[PATCH 3/3] block: Polling completion performance optimization

Fri Dec 22 07:40:10 PST 2017

On 12/21/17 4:10 PM, Keith Busch wrote:
> On Thu, Dec 21, 2017 at 03:17:41PM -0700, Jens Axboe wrote:
>> On 12/21/17 2:34 PM, Keith Busch wrote:
>>> It would be nice, but the driver doesn't know a request's completion
>>> is going to be a polled. 
>>
>> That's trivially solvable though, since the information is available
>> at submission time.
>>
>>> Even if it did, we don't have a spec defined
>>> way to tell the controller not to send an interrupt with this command's
>>> compeletion, which would be negated anyway if any interrupt driven IO
>>> is mixed in the same queue. We could possibly create a special queue
>>> with interrupts disabled for this purpose if we can pass the HIPRI hint
>>> through the request.
>>
>> There's on way to do it per IO, right. But you can create a sq/cq pair
>> without interrupts enabled. This would also allow you to scale better
>> with multiple users of polling, a case where we currently don't
>> perform as well spdk, for instance.
> 
> Would you be open to have blk-mq provide special hi-pri hardware contexts
> for all these requests to come through? Maybe one per NUMA node? If not,
> I don't think have enough unused bits in the NVMe command id to stash
> the hctx id to extract the original request.

Yeah, in fact I think we HAVE to do it this way. I've been thinking about
this for a while, and ideally I'd really like blk-mq to support multiple
queue "pools". It's basically just a mapping thing. Right now you hand
blk-mq all your queues, and the mappings are defined for one set of
queues.

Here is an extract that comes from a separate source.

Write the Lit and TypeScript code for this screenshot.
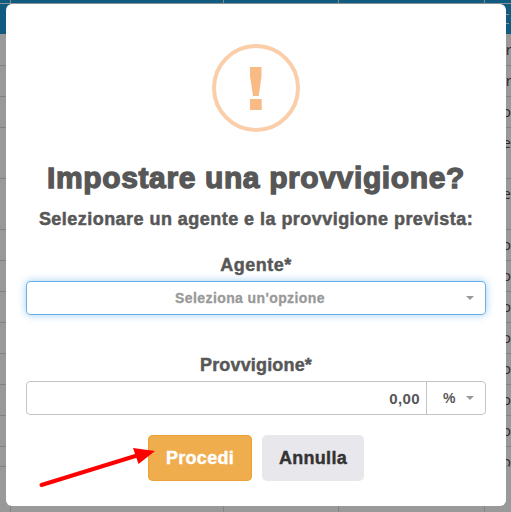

It'd be nifty to support multiple sets, so we could do things
like "reserve X for polling", for example, and just have the mappings
magically work. blk_mq_map_queue() then just needs to take the bio
or request (or just cmd flags) to be able to decide what set the
request belongs to, making the mapping a function of {cpu,type}.

I originally played with this in the context of isolating writes on
a single queue, to reduce the amount of resources they can grab. And
it'd work nicely on this as well.

Completions could be configurable to where the submitter would do it
(like now, best for sync single thread), or to where you have a/more
kernel threads doing it (spdk'ish, best for high qd / thread count).

-- 
Jens Axboe